13)     Board Communication Templates:


Most companies will have a board, typically it will be the CEO and the lead investor, or other investors, or board members. As a CFO, it is on you to make sure you are providing the reporting they desire. Some investors will prescribe a format that they prefer. They will also provide a deadline each quarter by which they would prefer your financial updates. This so that they can consolidate your financials with the rest of their portfolio and report to their Limited Partners.


As a CFO, if you are given a prescribed format to fill out, you should make sure it is feasible and within the bounds of information that should be shared. Most investors are extremely reasonable in what they expect. If you are not given a prescribed format, you should proactively build out the information you want to share on a monthly or quarterly basis and send it to the board members after running it past your CEO.


Key Point – Offering regular financial and business updates is both appreciated and considered part of key hygiene by investors and board members.

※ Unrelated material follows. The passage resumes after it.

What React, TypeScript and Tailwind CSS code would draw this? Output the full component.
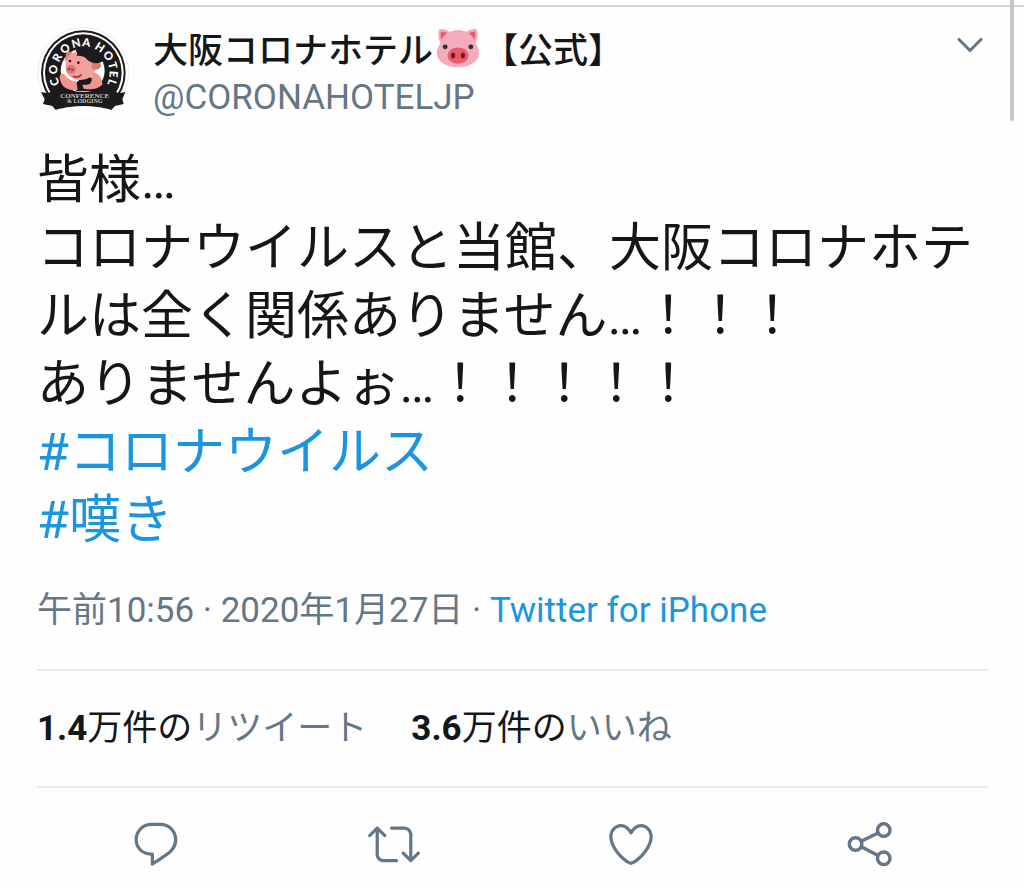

The more proactive you are in providing this information, the better. Make sure it reads well, and you are transparent about the positives and the negatives prevailing in the business.


Board members are there to help your company, so treat them as partners and not adversaries.


14)   The Finance Software Stack:


Saving the best for last because in early-stage companies, the stack will have to be built over time. The most important first step will be to start with an accounting software like Xero or QuickBooks. Quickly, then add tools like Ramp for expense management. Bill, Recurly, Chargebee, or other applicable software to manage billing and invoicing, Carta or Pulley for cap table automation, ADP or Gusto for Payroll, Rippling or Bamboo HR for HRIS, and Bill or other software for invoicing.


Over time, you may acquire more specialized software for FP&A, Treasury management, etc. This progression is inevitable as the business grows or expands. But if you go in early, the company will be using a lot of Excel or Google Sheets initially before you start the process of migrating to more advanced digital software applications.